Shortly after my arrival among them, General Pavalo- Shveikovsky gave a grand evening entertainment. At nine o'clock the Englishmen came over wearing their handsome, yet serviceable, full-dress uniforms. In front of each of the Russian yurts was stationed a guard of Cossacks, holding lighted torches, which shed a wild and tremulous flood of light across the bank of the Ak-su. The guests assembled in the large reception yurt of white felt. The interior was draped with Oriental cloth and variegated carpets from Kashgar. The table glittered with bottles and decanters of European wines and liqueurs; while dotted about among them were dishes of solid silver, heaped with grapes, apples, and duchesse pears from the governor's own garden in Margelan. We took our seats in light and comfortable tent-chairs, lined with rugs and so forth. While some of the company played cards, the majority kept up an animated conversation in different languages. Meanwhile the military band went through a long programme of Russian- melodies, well-known marches, and " God Save the Queen"; and heard under such circumstances, at such a lofty altitude on the Roof of the World, the music was especially charming. After supper, the Russian general accompanied his guests by torchlight to their own quarters.

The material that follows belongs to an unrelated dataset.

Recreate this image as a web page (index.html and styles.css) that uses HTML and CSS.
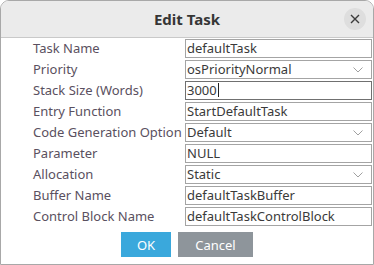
FILE: index.html
```html
<!DOCTYPE html>
<html lang="en">
<head>
    <meta charset="UTF-8">
    <title>Edit Task</title>
    <link rel="stylesheet" href="styles.css">
</head>
<body>
    <div class="dialog">
        <div class="titlebar">
            <span class="title">Edit Task</span>
            <span class="close">
                <svg width="10" height="10" viewBox="0 0 10 10"><path d="M1 1L9 9M9 1L1 9" stroke="#3c3c3c" stroke-width="1.4"/></svg>
            </span>
        </div>
        <div class="content">
            <div class="form-grid">
                <label>Task Name</label>
                <div class="field">defaultTask</div>

                <label>Priority</label>
                <div class="field select">osPriorityNormal<svg class="chev" width="10" height="6" viewBox="0 0 10 6"><path d="M0.5 0.5L5 5L9.5 0.5" fill="none" stroke="#a0a0a0" stroke-width="1"/></svg></div>

                <label>Stack Size (Words)</label>
                <div class="field focused">3000<span class="caret"></span></div>

                <label>Entry Function</label>
                <div class="field">StartDefaultTask</div>

                <label>Code Generation Option</label>
                <div class="field select">Default<svg class="chev" width="10" height="6" viewBox="0 0 10 6"><path d="M0.5 0.5L5 5L9.5 0.5" fill="none" stroke="#a0a0a0" stroke-width="1"/></svg></div>

                <label>Parameter</label>
                <div class="field">NULL</div>

                <label>Allocation</label>
                <div class="field select">Static<svg class="chev" width="10" height="6" viewBox="0 0 10 6"><path d="M0.5 0.5L5 5L9.5 0.5" fill="none" stroke="#a0a0a0" stroke-width="1"/></svg></div>

                <label>Buffer Name</label>
                <div class="field">defaultTaskBuffer</div>

                <label>Control Block Name</label>
                <div class="field">defaultTaskControlBlock</div>
            </div>
            <div class="buttons">
                <button class="btn ok">OK</button>
                <button class="btn cancel">Cancel</button>
            </div>
        </div>
    </div>
</body>
</html>
```

FILE: styles.css
```css
/* Dialog shell */
body {
    margin: 0;
    background: #ffffff;
    font-family: "Noto Sans", "DejaVu Sans", sans-serif;
}

.dialog {
    width: 374px;
    height: 265px;
    box-sizing: border-box;
    border: 1px solid #a8a8a8;
    border-radius: 9px 9px 0 0;
    overflow: hidden;
    background: #ffffff;
}

.titlebar {
    height: 36px;
    background: #ebebeb;
    border-bottom: 1px solid #c9c9c9;
    display: flex;
    align-items: center;
    justify-content: center;
    position: relative;
}

.title {
    font-size: 15px;
    font-weight: bold;
    color: #363636;
}

.close {
    position: absolute;
    right: 7px;
    top: 7px;
    width: 22px;
    height: 22px;
    border-radius: 50%;
    background: #dedede;
    display: flex;
    align-items: center;
    justify-content: center;
}

/* Form */
.content {
    padding-top: 1px;
}

.form-grid {
    display: grid;
    grid-template-columns: 184px 187px;
    row-gap: 2px;
}

.form-grid label {
    padding-left: 32px;
    font-size: 13px;
    color: #5a5060;
    line-height: 19px;
    white-space: nowrap;
}

.field {
    height: 19px;
    box-sizing: border-box;
    border: 1px solid #a4a4a4;
    padding-left: 1px;
    font-size: 13px;
    line-height: 17px;
    color: #3a3a3a;
    position: relative;
    white-space: nowrap;
}

.field.focused {
    border-color: #707070;
}

.caret {
    display: inline-block;
    width: 1px;
    height: 14px;
    background: #222222;
    vertical-align: -2px;
    margin-left: 1px;
}

.chev {
    position: absolute;
    right: 8px;
    top: 6px;
}

/* Buttons */
.buttons {
    display: flex;
    gap: 7px;
    padding-left: 120px;
    margin-top: 6px;
}

.btn {
    height: 25px;
    border: none;
    color: #ffffff;
    font-family: inherit;
    font-size: 13px;
    padding: 0;
}

.ok {
    width: 50px;
    background: #3aa8dc;
}

.cancel {
    width: 75px;
    background: #8e959b;
}
```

A few days later General Pavalo-Shveikovsky invited us all, including the Afghan Commissioner, to a splendid dejeuner. Champagne flowed like water, and healths were drunk to all the world, even to the Crustaceans of the Indian Ocean....

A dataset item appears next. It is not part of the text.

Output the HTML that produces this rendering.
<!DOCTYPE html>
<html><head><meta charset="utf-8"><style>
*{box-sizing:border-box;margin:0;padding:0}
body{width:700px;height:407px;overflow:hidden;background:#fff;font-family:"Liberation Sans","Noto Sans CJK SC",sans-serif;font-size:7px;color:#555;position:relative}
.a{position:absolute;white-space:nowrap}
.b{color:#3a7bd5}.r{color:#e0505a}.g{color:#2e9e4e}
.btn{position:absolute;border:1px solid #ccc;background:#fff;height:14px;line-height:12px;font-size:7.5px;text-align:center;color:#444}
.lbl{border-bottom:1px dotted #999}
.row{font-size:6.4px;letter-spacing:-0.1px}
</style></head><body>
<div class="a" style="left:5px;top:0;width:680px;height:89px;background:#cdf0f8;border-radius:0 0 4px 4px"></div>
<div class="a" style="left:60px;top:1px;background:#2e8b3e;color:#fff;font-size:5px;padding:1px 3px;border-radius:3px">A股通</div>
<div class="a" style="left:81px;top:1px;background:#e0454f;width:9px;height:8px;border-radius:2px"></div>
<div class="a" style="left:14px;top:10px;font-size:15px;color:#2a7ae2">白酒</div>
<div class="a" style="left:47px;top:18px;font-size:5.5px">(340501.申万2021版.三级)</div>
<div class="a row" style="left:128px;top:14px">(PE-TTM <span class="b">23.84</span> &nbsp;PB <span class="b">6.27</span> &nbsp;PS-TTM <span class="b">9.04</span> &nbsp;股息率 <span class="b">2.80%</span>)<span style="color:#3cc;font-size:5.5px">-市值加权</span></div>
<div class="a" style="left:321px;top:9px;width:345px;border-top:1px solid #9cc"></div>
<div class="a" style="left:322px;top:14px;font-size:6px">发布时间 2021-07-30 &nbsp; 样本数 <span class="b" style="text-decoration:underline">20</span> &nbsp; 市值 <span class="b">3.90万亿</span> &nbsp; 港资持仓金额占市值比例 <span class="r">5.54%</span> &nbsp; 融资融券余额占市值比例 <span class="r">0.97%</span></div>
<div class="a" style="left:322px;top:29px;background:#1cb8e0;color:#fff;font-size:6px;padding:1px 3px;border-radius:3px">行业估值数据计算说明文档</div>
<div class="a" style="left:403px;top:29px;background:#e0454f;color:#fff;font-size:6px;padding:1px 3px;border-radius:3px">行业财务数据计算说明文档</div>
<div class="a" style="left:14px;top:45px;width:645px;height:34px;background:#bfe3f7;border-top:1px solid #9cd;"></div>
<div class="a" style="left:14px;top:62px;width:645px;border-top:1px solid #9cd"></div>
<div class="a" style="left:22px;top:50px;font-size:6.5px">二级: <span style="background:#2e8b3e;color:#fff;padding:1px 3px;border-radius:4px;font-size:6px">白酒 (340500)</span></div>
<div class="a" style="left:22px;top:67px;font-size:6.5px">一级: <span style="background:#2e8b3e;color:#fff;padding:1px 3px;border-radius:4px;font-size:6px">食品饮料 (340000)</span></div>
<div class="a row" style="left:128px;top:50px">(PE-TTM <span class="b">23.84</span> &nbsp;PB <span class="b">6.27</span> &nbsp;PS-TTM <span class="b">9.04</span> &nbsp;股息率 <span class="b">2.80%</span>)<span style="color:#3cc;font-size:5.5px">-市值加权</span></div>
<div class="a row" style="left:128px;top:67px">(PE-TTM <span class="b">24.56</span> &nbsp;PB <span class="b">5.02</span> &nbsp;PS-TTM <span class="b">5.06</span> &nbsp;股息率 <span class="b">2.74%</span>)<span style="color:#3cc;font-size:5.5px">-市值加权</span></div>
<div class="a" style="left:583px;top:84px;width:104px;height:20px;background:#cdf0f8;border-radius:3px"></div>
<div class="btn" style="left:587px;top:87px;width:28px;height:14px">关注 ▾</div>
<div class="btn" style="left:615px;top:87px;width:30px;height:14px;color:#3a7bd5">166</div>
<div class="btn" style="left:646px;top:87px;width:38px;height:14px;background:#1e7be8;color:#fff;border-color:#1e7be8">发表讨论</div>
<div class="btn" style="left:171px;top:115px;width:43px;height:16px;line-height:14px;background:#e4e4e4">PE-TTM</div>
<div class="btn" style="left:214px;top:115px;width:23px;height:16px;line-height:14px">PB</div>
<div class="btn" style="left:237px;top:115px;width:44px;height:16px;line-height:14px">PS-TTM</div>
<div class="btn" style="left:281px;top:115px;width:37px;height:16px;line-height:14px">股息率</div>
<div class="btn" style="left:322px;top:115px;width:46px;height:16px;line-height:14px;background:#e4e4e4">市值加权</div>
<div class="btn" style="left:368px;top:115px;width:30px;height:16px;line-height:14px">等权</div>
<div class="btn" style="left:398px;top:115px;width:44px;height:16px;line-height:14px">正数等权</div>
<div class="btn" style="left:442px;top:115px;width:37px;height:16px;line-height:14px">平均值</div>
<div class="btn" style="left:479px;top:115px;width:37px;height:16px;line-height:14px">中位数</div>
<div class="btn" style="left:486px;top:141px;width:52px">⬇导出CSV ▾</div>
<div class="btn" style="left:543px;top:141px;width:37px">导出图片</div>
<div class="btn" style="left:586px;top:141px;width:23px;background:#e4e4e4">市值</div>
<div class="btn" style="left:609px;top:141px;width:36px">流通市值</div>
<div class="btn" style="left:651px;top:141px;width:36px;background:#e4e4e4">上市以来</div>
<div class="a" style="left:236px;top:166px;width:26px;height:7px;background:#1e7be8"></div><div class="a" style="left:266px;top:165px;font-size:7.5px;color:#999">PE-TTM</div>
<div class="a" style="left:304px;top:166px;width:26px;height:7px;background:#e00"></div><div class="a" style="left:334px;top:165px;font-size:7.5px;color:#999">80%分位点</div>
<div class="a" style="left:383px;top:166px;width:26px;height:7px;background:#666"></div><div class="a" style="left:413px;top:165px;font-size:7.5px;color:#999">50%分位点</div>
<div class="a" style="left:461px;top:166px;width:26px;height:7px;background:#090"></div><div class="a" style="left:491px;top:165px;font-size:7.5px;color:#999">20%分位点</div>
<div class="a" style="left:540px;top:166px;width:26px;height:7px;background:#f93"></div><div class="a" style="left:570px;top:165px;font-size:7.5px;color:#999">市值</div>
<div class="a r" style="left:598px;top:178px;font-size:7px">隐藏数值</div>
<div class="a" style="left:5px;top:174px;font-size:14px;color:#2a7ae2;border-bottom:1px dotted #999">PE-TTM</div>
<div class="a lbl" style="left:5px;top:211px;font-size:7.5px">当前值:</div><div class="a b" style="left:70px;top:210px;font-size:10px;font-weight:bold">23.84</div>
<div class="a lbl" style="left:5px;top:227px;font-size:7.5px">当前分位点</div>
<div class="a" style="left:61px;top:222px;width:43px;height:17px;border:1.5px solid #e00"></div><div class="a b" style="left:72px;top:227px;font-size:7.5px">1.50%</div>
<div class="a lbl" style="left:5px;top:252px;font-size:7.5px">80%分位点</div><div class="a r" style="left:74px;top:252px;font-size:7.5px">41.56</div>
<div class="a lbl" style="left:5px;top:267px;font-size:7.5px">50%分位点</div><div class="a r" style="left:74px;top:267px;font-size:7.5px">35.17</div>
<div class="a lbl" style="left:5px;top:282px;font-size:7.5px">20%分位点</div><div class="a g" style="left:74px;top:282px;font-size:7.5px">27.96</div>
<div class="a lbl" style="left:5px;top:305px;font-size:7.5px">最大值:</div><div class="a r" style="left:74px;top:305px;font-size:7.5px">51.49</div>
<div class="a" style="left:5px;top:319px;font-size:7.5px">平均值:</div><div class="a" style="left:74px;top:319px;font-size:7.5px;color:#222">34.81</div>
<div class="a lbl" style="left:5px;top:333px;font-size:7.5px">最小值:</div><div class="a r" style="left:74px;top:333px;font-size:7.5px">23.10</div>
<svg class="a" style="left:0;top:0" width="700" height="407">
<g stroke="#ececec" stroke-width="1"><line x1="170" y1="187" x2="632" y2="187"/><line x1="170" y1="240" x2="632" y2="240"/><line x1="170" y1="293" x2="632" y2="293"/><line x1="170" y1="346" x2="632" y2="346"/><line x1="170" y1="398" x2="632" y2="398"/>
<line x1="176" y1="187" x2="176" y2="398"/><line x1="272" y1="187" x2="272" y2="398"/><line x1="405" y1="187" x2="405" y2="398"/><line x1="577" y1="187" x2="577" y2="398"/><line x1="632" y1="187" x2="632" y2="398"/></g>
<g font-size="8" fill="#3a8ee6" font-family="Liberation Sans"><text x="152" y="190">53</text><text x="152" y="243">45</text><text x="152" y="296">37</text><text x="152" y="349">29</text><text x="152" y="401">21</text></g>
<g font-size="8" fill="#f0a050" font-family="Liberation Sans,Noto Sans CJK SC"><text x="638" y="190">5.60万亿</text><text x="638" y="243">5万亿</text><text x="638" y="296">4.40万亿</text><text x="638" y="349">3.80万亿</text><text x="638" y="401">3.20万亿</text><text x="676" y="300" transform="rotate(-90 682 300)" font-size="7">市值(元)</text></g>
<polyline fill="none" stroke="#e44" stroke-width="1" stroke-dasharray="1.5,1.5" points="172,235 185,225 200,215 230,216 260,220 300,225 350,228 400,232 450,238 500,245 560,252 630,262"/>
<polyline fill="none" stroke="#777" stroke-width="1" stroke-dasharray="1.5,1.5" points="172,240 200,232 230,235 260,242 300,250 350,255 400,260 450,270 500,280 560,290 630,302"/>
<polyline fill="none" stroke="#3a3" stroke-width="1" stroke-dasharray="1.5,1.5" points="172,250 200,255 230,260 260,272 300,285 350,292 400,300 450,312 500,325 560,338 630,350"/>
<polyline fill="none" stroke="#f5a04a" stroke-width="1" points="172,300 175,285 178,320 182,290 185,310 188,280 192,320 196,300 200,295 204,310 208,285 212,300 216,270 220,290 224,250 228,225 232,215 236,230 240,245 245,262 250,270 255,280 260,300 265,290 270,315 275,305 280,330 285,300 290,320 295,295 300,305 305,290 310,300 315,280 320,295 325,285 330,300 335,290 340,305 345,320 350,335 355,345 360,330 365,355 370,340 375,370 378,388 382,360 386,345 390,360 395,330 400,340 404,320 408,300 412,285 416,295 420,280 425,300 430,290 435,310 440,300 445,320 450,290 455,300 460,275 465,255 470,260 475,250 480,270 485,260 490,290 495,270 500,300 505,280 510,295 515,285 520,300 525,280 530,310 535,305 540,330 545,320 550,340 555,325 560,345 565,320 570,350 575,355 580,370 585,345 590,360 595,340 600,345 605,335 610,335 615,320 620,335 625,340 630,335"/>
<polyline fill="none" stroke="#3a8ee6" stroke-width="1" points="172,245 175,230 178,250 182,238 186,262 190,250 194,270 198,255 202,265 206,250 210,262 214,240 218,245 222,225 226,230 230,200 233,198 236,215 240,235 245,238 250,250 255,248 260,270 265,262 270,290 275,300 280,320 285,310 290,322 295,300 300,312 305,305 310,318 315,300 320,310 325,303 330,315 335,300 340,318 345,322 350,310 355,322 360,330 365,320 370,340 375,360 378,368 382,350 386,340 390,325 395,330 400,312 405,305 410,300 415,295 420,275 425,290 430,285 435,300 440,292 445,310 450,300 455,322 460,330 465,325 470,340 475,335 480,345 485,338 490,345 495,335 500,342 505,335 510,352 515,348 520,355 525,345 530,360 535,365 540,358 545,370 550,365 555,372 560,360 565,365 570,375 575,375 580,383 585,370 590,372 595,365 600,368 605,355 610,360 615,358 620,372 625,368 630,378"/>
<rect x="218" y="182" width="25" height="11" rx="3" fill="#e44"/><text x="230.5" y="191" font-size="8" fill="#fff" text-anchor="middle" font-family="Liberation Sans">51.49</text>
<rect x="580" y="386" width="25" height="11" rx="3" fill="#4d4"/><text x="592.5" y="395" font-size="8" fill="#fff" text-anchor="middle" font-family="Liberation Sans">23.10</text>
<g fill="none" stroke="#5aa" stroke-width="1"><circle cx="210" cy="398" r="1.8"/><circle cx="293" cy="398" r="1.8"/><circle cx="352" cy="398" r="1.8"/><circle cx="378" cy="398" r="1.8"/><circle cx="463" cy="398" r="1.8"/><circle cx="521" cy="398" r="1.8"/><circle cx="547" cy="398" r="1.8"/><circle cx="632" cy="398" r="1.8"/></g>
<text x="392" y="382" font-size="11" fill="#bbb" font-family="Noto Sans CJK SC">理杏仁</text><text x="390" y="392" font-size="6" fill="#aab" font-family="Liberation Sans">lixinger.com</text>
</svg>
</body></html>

During the following days the frontier pillars Nos. IX. to XII. were erected, thus finishing the labors of the Commission. They had defined and marked the frontier between England's and Russia's possessions on the Pamirs, and had nothing more to do except to strike camp and return home.

The festivities included a sakuska, or ante-table of Russian usage, consisted of caviar, preserved meats, Swiss cheese, pate dc fois gras, and almost every conceivable delicacy, while for dinner we were served, among other courses, with crayfish soup, lobster mayonnaise, asparagus, and so forth. The only thing which failed to make a due impression upon me was the glaces; I had been completely spoiled for glac'es by the glaciers on the Roof of the World. The wines were not from Turkestan, but from the choice vintages of France.

But my sense of duty got the upperhand at last. My road lay towards the east. I returned to Kashgar by a different route south of Mustagh Ata.
Sven Hedin, "Through Asia"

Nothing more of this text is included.